對于凱西的哲學論述,似乎并未得到人類學家足夠的重視,例如,王斯福認為,凱西在堅持地方的動態性方面值得肯定,但卻不解于他為什么把存在當作哲學沉思的原始對象,同時把身體作為衡量世界的起點,并以澳大利亞土著和漢人的宇宙觀為論據,得出了他的研究具有人類中心主義 (anthropomorphism)缺陷的判斷。[26]實際上,凱西關于地方的知識考古和哲學思索,并非是意在探討地方的“動態性”,而是通過地方與空間的觀念史追溯,對二者加以區辨,以此來指出地方超越歷史的先在性。地方之所以超越了歷史,是因為它并不取決于人的存在與否或以何種方式存在,而正是這種先在性使人對地方的感知成為可能,通過和身體的相互作用,地方便具有了方向性。[27]凱西關于地方的哲學研究并非無懈可擊,但他對地方與空間觀念做出的區辨及其觀念史解析卻具有很大的啟發意義。從這個角度來看,王斯福對凱西的批評就顯得有點南轅北轍了。雖然現象學還原體現出了鮮明的去文化和去社會的特征,但卻正是其獲得理論洞見的根本依憑。現象學還原看似具有反社會與反文化的傾向,實則是以去社會和去文化的方式“朝向事情本身”,并未否認社會與文化的歷史存在及其意義;而凱西的研究表明,空間觀念不過是歷史建構的產物,它是對人類經驗到的地方加以抽象的結果。雖然不同文化中的宇宙觀并不能完全等同于空間的觀念,但同樣是地方進入歷史的具體表現。王斯福進行學術批評的嚴肅態度是毋須懷疑的,然而,對現象學的有限排斥卻也難掩人類學的些許“傲慢”,以致無法在常識的迷霧中看清地方的全貌,而他把地方營造(place-making)看作是一個中心化的過程,顯然受到了漢人社會中心與邊緣的政治結構及其造就的中央與地方的文化常識的影響。

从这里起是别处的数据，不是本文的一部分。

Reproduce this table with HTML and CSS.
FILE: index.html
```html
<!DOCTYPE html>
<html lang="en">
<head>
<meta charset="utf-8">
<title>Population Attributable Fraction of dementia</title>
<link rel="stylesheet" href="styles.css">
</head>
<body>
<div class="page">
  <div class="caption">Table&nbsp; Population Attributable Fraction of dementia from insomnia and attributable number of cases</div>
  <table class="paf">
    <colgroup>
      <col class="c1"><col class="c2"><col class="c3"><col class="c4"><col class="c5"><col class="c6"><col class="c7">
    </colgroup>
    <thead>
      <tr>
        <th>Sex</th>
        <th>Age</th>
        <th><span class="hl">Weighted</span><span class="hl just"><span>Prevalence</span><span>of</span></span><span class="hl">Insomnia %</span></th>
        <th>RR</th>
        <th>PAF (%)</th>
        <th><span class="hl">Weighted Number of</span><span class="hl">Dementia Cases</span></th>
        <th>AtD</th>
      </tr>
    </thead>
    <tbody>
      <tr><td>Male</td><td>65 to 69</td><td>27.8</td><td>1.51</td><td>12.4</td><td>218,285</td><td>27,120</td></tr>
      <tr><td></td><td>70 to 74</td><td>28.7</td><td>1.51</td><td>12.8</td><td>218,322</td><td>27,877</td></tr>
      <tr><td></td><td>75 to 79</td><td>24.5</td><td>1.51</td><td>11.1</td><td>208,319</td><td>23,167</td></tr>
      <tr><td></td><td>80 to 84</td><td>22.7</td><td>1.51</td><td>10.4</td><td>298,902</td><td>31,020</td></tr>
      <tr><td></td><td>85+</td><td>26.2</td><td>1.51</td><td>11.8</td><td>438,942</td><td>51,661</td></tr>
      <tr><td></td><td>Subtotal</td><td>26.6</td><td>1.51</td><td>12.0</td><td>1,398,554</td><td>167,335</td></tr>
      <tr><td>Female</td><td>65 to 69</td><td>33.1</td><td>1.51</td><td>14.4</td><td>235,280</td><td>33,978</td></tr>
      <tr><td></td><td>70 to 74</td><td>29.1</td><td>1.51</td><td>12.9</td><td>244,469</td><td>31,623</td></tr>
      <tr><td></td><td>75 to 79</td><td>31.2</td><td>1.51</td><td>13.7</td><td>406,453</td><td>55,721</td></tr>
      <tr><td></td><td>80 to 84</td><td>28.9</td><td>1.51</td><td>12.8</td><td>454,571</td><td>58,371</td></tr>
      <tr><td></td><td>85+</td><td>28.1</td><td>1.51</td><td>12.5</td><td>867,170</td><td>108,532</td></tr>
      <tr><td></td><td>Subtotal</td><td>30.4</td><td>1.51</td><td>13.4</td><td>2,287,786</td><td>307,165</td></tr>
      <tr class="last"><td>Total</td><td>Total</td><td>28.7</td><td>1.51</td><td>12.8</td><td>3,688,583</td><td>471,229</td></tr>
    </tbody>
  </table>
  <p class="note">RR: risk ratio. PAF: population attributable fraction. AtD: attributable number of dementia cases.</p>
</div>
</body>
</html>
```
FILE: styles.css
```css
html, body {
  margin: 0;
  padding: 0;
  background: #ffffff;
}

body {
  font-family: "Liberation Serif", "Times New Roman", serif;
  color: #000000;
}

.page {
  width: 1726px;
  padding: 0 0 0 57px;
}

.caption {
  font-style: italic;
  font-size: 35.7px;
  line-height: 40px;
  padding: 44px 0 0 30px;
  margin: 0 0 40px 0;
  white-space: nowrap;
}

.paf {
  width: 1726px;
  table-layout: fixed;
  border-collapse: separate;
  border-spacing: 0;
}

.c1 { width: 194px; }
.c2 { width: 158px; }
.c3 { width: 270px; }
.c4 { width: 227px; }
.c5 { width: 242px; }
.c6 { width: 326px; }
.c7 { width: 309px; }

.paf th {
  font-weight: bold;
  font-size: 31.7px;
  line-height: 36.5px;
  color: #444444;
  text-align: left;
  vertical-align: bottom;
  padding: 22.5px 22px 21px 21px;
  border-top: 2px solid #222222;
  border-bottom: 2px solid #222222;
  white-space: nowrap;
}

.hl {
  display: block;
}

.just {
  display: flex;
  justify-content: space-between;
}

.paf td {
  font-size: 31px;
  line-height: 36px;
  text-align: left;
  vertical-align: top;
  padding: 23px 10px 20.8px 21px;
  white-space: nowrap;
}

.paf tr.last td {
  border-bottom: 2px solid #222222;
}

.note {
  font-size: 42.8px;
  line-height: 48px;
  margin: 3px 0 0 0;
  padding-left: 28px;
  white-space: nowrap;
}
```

盡管如此,但筆者并不認為直接面對現象學意義上的地方應該成為人類學的選擇,相反,在充分認識到地方觀念史之中必然包含了豐富的社會與文化內涵的基礎上展開理論探討,才應是人類學的分內之事。現象學研究并不在社會與文化的意義上關注地方文明化的具體過程,而以往人類學對地方的空間化理解,則通過對地方的無意識拆解,使具有豐盈之態的地方概念轉化為干癟的空間概念,從而無法意識到地方本身的理論價值。對于人類學研究而言,地方概念之所以具有理論價值,并不在于它的先在性,而是其由先在進入歷史的過程。換言之,如果說現象學是經由對社會與文化的去除來還原地方的原初意義,那么,人類學則應將原初意義上的地方回復到歷史之中。現象學洞見到了地方超越歷史的先在性,但這并不意味著地方存在于歷史之外,相反,對于人類社會來說,地方不可避免地會進入歷史。在進入歷史的過程中,地方被披上了各種各樣的文化外衣,成為人們展開社會生活的必要條件,從而使自己獲得了社會生命,并在歷史的過程中處于不斷的營造之中。這不僅構成了地方在人類學研究中具有合法性的基本資質,而且構成了社會與文化研究的基本前提。也就是說,地方超越歷史的先在性是毋庸置疑的,現象學把復數的歷史去除掉以朝向事情本身,把豐富的歷史還原為人與物,而人類學對社會與文化的倚重卻在此處語焉不詳,似乎社會與文化是自己生成的;只有認識到地方的先在性并將其重新納入到歷史之中,社會與文化的概念才具有真正意義上的合法性,因為是人與物的互動開啟了歷史,社會與文化的源頭在于地方的歷史化,二者不過是豐盈地方的一種方式,因此,如果說現象學探究的是“地方為何”的問題,那么,人類學關心的則是“地何以方”的問題。
基于上述認識,筆者認為,盡管民族志方法和國家與社會理論的貢獻是不可否認的,但它們對地方的空間化處理卻在理論上造成了負面的影響;如果帶著地方概念及其問題意識,重新回到人類學中國研究之中,那么,無疑會有助于以往研究的反思和理論領域的拓展。